Les positions de gauche deviennent la norme
Ce débat vient de la population. Deux tiers des Suissesses et des Suisses demandent une interdiction des bonus pour les banques d’importance systémique de notre pays. En font partie, outre UBS et Credit Suisse, Raiffeisen, ZKB et Postfinance. C’est dans les rangs des électeurs du PS que l’on trouve le plus de soutien à cette mesure, avec 83%. Mais 68% des partisans de l’UDC se prononcent également en sa faveur.

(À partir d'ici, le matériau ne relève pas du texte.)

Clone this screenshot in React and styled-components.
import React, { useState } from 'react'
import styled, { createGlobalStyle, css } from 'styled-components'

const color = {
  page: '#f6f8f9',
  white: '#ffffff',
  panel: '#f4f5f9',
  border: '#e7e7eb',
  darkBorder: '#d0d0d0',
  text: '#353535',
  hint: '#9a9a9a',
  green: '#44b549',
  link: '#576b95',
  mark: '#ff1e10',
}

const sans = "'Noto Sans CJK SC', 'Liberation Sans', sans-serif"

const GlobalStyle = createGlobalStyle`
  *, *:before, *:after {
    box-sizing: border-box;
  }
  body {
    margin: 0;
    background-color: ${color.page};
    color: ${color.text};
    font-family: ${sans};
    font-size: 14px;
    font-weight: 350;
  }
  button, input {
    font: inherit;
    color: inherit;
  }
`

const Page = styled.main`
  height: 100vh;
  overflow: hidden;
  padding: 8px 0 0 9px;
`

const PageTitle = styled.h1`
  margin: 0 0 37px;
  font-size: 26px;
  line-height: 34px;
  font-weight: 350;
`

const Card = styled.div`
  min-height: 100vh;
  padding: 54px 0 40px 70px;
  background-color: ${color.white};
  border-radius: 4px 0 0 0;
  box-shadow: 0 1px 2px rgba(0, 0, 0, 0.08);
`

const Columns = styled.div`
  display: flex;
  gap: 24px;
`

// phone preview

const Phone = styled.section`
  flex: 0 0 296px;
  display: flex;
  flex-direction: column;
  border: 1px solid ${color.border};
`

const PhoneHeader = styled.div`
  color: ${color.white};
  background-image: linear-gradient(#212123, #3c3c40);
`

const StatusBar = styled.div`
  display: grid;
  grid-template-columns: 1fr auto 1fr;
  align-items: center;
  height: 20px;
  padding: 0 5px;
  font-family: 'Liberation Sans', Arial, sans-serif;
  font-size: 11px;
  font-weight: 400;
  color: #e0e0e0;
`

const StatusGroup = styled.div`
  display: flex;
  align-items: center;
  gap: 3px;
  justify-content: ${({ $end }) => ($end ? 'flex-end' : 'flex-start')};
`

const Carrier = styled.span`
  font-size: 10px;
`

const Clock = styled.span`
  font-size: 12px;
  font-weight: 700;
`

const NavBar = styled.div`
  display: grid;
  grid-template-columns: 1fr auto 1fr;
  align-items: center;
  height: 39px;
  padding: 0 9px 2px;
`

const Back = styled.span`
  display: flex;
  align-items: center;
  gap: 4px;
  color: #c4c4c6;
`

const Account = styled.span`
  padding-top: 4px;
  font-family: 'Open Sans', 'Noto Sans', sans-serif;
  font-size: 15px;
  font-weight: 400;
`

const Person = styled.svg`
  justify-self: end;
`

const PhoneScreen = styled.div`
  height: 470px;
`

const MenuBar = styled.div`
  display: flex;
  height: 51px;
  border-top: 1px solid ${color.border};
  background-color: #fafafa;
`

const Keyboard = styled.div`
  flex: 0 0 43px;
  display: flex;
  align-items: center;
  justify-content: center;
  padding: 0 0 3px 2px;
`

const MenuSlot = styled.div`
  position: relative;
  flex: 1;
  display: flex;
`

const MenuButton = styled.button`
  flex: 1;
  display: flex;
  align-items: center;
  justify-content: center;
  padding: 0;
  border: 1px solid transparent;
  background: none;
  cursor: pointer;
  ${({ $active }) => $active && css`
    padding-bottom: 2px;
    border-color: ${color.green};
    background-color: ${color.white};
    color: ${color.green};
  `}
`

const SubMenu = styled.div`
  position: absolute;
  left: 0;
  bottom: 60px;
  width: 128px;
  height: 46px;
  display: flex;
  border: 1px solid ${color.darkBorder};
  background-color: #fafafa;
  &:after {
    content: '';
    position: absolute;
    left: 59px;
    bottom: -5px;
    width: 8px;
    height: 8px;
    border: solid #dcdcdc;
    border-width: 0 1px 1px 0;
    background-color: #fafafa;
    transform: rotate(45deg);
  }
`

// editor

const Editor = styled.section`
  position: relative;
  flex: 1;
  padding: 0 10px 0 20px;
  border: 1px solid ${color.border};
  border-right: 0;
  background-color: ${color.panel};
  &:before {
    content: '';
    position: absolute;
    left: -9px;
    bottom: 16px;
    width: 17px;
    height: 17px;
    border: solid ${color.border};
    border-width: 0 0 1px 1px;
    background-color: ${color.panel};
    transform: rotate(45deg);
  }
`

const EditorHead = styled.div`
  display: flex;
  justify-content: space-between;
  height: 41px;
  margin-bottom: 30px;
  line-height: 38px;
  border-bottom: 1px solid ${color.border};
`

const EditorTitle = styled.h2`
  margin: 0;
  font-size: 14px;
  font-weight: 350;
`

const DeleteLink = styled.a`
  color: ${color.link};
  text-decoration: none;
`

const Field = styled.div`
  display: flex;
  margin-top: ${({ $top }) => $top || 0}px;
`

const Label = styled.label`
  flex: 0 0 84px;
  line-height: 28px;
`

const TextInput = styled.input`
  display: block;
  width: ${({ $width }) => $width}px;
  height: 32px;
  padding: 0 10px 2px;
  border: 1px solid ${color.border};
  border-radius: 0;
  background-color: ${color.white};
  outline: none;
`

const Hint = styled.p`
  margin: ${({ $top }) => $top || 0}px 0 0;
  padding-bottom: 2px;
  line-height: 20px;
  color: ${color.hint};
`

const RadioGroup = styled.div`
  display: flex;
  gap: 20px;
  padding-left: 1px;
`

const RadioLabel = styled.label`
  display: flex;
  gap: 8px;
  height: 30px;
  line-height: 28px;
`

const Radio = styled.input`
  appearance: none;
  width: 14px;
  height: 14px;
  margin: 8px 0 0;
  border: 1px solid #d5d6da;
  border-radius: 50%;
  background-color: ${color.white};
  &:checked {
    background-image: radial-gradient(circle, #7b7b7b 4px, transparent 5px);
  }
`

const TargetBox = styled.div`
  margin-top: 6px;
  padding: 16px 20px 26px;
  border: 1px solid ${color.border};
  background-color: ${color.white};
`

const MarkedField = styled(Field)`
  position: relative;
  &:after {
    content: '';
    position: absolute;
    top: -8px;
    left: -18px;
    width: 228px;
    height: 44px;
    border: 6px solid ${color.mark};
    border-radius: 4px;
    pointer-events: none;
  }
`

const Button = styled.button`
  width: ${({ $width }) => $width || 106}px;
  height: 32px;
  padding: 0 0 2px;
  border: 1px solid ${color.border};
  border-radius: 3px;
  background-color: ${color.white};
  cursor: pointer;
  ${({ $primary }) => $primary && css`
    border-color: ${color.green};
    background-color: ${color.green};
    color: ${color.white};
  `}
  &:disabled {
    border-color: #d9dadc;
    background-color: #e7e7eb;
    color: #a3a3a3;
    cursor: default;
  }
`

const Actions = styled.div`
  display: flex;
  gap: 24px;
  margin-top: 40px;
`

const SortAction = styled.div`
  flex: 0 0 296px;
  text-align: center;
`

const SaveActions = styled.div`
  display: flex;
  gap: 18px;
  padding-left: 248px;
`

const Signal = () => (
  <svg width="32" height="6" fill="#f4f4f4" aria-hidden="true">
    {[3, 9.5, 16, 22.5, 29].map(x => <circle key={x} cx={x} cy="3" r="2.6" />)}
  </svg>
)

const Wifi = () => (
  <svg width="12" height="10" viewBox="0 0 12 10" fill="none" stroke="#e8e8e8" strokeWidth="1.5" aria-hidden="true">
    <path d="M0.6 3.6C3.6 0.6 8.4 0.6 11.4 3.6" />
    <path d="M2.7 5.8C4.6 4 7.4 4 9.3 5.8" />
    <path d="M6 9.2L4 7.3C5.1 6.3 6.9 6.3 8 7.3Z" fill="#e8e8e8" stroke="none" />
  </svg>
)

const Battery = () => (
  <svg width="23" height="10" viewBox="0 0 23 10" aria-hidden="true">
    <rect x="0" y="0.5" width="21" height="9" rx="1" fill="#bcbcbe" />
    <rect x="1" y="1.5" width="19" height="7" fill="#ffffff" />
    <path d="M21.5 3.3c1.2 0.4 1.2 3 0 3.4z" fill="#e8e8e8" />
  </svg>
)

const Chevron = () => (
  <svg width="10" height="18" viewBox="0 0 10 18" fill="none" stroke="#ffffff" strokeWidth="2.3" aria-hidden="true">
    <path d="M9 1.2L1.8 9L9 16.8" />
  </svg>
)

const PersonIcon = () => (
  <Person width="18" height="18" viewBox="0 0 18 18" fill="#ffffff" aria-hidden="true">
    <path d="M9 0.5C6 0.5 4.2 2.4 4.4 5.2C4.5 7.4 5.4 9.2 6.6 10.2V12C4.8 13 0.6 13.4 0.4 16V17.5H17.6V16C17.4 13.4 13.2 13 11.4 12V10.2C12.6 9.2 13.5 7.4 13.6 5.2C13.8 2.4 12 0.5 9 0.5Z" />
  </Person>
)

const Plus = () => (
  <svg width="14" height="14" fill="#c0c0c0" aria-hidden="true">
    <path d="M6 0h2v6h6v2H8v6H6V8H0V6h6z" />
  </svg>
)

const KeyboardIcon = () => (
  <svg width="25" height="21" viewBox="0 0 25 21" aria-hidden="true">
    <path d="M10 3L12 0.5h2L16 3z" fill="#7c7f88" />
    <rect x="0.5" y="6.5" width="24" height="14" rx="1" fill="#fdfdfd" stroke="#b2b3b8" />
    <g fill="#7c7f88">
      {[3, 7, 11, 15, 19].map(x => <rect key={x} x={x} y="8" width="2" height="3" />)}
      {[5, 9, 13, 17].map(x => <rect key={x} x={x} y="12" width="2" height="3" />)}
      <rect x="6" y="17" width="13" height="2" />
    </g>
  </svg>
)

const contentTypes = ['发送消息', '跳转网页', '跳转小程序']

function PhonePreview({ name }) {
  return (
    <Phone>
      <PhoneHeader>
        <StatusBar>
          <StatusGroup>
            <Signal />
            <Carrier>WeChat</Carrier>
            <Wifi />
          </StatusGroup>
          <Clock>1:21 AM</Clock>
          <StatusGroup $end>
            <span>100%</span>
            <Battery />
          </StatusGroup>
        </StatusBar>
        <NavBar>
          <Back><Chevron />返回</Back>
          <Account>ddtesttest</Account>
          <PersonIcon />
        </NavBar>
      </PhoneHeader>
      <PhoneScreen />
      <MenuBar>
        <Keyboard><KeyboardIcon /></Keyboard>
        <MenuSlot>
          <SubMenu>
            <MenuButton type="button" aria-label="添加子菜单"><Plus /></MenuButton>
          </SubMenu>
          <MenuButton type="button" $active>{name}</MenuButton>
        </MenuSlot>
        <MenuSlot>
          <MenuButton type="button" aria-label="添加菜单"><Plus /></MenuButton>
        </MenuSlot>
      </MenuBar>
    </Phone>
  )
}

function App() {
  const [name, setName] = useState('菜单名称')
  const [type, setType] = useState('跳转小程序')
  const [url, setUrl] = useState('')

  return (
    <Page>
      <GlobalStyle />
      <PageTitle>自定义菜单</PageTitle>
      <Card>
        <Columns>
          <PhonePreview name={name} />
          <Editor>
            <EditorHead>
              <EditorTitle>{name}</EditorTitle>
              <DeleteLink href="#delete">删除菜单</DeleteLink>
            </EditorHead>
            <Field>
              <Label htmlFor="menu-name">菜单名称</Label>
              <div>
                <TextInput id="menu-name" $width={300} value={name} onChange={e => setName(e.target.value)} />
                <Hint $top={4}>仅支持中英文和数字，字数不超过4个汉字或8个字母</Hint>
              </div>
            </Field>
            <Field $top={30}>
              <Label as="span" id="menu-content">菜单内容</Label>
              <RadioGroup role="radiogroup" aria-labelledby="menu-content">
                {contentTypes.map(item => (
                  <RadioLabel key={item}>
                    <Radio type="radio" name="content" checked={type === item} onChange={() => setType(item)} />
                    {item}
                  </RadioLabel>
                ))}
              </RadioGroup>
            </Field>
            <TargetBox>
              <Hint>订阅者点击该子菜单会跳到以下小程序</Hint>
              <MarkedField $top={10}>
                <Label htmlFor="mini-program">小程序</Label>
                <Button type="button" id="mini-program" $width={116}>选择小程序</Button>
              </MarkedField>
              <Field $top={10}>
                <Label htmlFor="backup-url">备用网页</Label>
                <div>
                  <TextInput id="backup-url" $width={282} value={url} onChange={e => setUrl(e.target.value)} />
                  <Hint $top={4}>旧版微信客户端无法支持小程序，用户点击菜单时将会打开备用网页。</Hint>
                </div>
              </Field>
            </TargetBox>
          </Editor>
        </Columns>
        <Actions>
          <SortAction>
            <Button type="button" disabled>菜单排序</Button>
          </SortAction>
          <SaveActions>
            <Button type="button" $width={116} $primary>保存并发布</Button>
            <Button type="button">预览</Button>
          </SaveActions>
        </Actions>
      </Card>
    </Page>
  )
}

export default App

Seuls les sympathisants du PLR n'y sont en majorité pas favorables. Moins de la moitié la soutiennent (38%). «Les positions de gauche, qui n’étaient pas acceptables auparavant, deviennent désormais majoritaires dans le camp bourgeois», ajoute le politologue Michael Hermann. Il faut préciser que cela ne veut pas dire que la population est devenue globalement plus critique envers le capitalisme en général pour autant. «Mais son attitude vis-à-vis du capitalisme bancaire s’est clairement déplacée. L’enrichissement personnel accompagné d’une destruction de valeurs dans des proportions énormes n’est plus accepté par la société.»
Et le peuple attend de la politique qu’elle agisse: elle doit demander des comptes aux responsables de ce désastre. Et mettre fin à la culture du risque des banques qui s’est emballée. Mais le peuple veut aussi que le naufrage de Credit Suisse soit disséqué en profondeur: près de 86% des participants au sondage demandent qu'une commission d’enquête parlementaire soit mise sur pied.